▸ TASK TO CARRY OUT
Every line that contains the word "index" should be copied.

▸ AVAILABLE DATA
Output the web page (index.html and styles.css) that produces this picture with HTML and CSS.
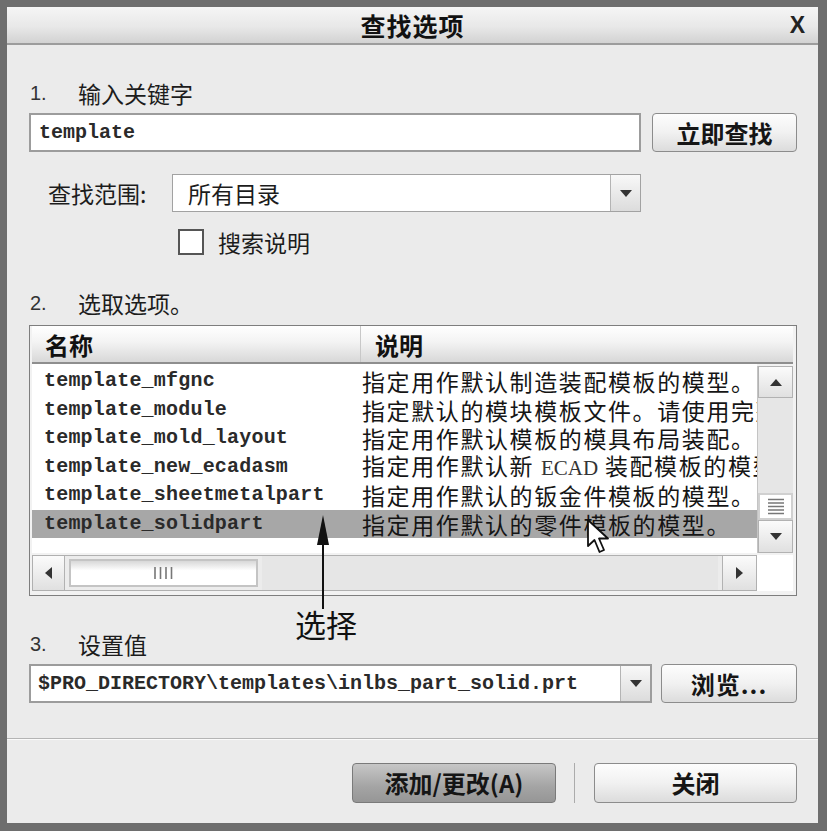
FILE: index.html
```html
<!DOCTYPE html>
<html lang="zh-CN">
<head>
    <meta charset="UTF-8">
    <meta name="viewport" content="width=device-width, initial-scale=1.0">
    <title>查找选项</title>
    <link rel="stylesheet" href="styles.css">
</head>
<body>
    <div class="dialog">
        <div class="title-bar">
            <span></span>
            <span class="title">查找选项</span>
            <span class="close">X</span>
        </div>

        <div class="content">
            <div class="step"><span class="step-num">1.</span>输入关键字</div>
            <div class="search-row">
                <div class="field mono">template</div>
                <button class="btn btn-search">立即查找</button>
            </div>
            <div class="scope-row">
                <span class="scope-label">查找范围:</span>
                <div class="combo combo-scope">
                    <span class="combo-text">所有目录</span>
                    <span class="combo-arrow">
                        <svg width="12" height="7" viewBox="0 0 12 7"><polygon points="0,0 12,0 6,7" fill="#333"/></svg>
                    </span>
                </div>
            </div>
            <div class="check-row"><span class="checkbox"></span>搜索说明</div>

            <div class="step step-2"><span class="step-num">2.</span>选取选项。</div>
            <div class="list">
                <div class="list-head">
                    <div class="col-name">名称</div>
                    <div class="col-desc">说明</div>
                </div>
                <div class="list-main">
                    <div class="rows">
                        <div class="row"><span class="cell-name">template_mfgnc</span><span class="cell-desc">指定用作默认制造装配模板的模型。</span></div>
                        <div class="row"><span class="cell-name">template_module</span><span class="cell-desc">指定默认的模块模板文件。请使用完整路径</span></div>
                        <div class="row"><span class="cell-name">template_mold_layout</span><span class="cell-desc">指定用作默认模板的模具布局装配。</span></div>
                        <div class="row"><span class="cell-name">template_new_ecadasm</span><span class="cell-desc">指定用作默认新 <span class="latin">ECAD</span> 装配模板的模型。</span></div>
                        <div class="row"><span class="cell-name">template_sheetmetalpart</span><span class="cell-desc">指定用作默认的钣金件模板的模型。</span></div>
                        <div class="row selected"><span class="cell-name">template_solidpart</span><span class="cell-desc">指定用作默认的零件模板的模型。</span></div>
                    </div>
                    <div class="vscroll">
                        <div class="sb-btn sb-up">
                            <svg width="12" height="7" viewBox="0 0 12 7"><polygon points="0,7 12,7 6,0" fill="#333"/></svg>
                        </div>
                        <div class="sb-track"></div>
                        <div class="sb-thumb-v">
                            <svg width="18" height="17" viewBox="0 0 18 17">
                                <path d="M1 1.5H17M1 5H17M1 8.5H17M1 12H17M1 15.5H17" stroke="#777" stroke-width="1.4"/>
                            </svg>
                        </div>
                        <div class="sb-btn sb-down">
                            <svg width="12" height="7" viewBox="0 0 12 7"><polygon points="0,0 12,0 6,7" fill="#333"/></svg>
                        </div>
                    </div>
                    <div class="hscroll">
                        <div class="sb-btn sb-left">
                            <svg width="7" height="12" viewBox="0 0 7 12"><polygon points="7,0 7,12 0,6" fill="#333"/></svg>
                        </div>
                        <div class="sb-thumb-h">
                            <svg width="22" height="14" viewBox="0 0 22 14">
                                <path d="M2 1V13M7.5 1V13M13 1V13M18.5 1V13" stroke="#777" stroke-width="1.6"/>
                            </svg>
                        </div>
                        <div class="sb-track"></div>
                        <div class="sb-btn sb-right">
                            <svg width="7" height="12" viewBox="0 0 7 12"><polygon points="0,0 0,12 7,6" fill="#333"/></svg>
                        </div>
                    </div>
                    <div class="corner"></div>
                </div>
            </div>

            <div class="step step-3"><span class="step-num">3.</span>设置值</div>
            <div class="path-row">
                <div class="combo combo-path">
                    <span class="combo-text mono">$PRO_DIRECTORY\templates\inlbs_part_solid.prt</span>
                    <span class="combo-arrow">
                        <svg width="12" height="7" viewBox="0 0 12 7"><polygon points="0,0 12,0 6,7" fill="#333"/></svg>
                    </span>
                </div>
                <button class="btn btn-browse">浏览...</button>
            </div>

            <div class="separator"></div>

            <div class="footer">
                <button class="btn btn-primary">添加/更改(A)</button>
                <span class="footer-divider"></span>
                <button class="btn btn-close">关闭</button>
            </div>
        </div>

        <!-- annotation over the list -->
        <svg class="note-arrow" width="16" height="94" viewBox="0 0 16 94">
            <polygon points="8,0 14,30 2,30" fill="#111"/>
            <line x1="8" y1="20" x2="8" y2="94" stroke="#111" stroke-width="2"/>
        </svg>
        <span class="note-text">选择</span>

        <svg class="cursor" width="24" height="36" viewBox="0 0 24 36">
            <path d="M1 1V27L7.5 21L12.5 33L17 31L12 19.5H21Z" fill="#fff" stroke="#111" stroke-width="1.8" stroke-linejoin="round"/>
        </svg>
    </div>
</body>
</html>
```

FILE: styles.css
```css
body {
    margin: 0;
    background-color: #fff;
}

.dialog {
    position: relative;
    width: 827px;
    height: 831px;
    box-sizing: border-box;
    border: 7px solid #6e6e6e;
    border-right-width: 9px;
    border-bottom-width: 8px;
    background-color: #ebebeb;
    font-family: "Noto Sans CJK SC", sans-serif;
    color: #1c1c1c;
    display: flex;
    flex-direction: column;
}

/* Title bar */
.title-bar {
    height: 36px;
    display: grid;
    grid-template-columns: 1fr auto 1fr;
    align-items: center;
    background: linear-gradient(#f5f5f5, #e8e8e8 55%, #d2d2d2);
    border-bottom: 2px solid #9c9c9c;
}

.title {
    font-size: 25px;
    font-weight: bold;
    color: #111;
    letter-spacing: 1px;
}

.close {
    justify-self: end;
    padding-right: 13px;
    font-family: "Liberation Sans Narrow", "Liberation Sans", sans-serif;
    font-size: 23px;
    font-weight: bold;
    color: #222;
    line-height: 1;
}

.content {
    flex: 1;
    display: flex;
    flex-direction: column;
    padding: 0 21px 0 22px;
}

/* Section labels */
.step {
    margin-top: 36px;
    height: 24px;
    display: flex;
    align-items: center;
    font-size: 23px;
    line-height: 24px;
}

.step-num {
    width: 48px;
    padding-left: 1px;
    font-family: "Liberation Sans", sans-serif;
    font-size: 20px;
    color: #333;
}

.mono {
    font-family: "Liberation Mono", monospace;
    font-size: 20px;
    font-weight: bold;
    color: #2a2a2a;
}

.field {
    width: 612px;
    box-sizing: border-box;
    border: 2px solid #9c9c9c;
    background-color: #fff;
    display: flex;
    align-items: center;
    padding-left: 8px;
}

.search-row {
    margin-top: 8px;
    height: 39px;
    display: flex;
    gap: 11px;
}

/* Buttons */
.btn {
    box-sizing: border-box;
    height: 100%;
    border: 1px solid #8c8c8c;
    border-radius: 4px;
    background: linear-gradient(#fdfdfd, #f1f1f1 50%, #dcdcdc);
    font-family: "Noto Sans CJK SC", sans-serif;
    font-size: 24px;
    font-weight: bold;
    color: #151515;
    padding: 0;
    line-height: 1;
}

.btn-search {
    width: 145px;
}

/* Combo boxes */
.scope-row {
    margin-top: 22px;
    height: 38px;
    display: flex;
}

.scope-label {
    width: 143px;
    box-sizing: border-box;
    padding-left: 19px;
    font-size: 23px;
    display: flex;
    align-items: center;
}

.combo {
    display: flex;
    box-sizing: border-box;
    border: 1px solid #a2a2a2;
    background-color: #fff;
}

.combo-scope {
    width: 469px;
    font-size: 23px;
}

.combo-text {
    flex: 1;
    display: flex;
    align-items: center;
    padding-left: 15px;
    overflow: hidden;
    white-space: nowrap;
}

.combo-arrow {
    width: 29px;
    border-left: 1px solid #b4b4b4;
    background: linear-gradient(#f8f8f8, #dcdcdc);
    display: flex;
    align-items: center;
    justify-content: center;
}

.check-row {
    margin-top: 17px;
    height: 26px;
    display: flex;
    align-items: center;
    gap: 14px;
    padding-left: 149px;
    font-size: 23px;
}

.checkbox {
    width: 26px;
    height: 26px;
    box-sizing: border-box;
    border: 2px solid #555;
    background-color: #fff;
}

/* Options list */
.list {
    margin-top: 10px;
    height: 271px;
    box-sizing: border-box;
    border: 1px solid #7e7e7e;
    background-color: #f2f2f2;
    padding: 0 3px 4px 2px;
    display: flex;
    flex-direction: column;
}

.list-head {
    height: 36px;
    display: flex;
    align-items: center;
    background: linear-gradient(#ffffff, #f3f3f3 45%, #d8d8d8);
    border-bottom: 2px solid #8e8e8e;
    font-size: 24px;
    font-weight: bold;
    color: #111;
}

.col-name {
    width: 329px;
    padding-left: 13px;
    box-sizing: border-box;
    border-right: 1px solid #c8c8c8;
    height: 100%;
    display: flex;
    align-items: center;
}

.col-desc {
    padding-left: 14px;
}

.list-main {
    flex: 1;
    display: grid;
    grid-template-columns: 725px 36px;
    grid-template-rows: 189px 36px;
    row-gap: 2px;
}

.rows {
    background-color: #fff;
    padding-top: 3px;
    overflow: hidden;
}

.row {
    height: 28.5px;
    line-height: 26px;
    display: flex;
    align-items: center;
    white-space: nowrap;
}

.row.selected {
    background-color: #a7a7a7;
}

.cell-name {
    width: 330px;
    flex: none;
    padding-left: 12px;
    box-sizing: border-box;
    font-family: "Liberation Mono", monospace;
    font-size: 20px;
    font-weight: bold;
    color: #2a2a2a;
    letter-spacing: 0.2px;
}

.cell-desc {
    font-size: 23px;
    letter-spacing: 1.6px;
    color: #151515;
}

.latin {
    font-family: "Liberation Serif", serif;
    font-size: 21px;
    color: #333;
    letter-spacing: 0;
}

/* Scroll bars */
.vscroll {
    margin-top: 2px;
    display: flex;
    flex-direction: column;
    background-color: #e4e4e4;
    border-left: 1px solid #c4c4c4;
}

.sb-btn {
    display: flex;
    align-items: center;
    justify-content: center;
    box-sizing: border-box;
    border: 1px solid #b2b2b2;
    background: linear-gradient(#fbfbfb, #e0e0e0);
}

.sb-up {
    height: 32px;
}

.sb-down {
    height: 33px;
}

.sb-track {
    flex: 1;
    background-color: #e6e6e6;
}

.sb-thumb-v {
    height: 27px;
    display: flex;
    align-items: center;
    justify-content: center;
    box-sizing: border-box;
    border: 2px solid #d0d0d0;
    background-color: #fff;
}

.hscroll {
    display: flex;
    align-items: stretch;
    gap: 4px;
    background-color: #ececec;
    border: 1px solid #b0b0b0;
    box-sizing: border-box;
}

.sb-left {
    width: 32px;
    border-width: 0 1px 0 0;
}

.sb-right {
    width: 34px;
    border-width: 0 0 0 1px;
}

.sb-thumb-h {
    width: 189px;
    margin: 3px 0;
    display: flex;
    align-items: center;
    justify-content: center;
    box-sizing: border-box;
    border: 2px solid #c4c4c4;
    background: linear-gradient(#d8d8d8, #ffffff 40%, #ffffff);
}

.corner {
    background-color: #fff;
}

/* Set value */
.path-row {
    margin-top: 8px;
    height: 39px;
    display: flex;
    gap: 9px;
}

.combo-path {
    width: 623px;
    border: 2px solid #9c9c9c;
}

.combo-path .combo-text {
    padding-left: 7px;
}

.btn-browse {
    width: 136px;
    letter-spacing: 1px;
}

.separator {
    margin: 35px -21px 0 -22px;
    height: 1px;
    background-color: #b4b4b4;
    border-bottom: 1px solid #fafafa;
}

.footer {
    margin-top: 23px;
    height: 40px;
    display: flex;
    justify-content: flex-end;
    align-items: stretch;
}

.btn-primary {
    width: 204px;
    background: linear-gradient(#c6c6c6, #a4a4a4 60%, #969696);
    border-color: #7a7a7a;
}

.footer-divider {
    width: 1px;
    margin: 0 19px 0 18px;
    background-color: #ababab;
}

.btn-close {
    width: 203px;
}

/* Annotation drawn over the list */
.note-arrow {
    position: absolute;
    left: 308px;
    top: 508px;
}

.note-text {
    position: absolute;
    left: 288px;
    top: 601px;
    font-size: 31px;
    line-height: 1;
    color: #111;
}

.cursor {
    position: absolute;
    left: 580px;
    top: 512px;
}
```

▸ TASK RESPONSE
Output the web page (index.html and styles.css) that produces this picture with HTML and CSS.
FILE: index.html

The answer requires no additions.